● **Given problem**: Your task is to retype the lines from the opening of the material through the line that includes "import React from". Do not copy the pictures.

-------- Source data --------

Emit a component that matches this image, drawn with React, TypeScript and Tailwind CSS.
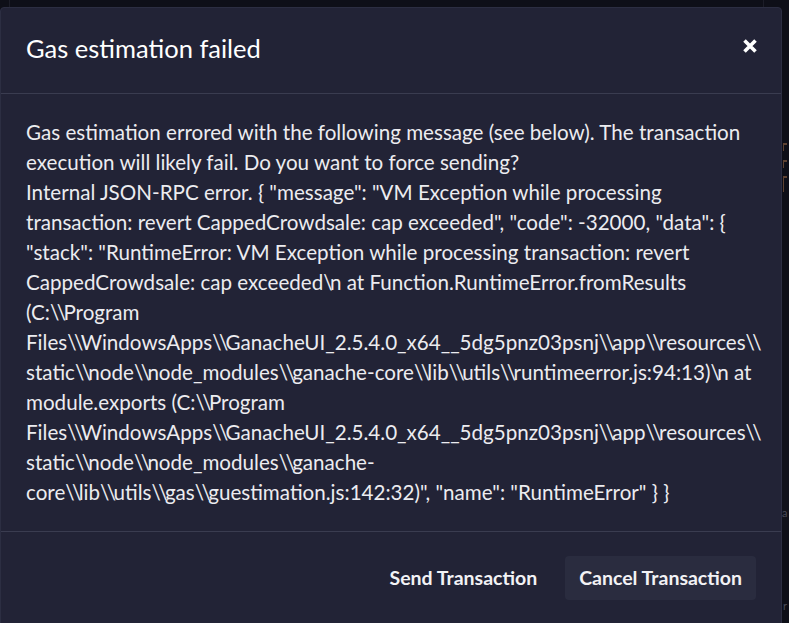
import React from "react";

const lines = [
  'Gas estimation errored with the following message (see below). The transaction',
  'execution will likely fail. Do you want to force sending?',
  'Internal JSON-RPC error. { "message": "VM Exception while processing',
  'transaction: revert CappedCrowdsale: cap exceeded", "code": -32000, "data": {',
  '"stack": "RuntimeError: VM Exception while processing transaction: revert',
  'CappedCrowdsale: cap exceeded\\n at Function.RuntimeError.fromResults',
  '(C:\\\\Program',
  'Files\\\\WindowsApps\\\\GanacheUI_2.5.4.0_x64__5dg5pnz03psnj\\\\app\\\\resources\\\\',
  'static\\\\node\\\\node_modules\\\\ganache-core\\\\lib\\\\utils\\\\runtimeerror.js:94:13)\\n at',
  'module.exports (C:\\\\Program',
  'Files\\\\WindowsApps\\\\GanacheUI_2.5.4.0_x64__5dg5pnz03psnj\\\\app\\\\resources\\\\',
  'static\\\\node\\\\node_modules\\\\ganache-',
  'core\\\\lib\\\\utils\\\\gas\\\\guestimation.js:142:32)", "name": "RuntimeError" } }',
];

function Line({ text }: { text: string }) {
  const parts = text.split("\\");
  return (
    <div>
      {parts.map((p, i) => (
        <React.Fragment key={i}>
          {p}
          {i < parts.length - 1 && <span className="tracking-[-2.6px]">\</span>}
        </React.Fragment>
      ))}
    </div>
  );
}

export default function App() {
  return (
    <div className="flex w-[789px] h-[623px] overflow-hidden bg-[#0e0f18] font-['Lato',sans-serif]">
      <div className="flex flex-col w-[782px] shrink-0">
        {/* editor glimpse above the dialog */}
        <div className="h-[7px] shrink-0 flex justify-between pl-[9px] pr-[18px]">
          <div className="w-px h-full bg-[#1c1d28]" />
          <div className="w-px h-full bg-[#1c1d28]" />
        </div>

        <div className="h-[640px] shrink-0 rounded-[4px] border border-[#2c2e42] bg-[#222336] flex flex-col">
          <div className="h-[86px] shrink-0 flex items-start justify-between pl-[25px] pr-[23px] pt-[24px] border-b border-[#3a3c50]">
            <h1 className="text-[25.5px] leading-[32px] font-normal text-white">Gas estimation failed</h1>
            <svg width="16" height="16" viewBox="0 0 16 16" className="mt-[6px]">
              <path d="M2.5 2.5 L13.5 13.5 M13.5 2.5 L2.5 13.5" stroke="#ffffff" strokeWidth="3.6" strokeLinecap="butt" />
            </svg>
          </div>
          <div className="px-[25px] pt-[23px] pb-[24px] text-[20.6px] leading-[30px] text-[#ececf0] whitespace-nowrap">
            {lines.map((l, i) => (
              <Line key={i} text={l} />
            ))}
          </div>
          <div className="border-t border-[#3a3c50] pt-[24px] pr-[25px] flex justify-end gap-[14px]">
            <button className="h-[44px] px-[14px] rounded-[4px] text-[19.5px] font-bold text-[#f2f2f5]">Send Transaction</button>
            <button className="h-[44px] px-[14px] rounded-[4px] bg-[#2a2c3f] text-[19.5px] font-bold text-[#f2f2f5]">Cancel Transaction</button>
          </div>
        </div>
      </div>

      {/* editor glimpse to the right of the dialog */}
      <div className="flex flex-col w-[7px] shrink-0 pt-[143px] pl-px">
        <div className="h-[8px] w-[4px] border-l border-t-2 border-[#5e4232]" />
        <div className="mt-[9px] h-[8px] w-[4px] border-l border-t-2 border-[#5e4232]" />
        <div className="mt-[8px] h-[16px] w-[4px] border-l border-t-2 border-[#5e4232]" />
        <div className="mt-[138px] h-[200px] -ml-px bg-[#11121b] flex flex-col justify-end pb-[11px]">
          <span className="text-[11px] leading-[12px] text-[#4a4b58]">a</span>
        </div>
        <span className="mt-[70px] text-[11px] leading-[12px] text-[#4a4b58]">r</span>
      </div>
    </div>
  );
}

--------

● **In response**:
Emit a component that matches this image, drawn with React, TypeScript and Tailwind CSS.
import React from "react";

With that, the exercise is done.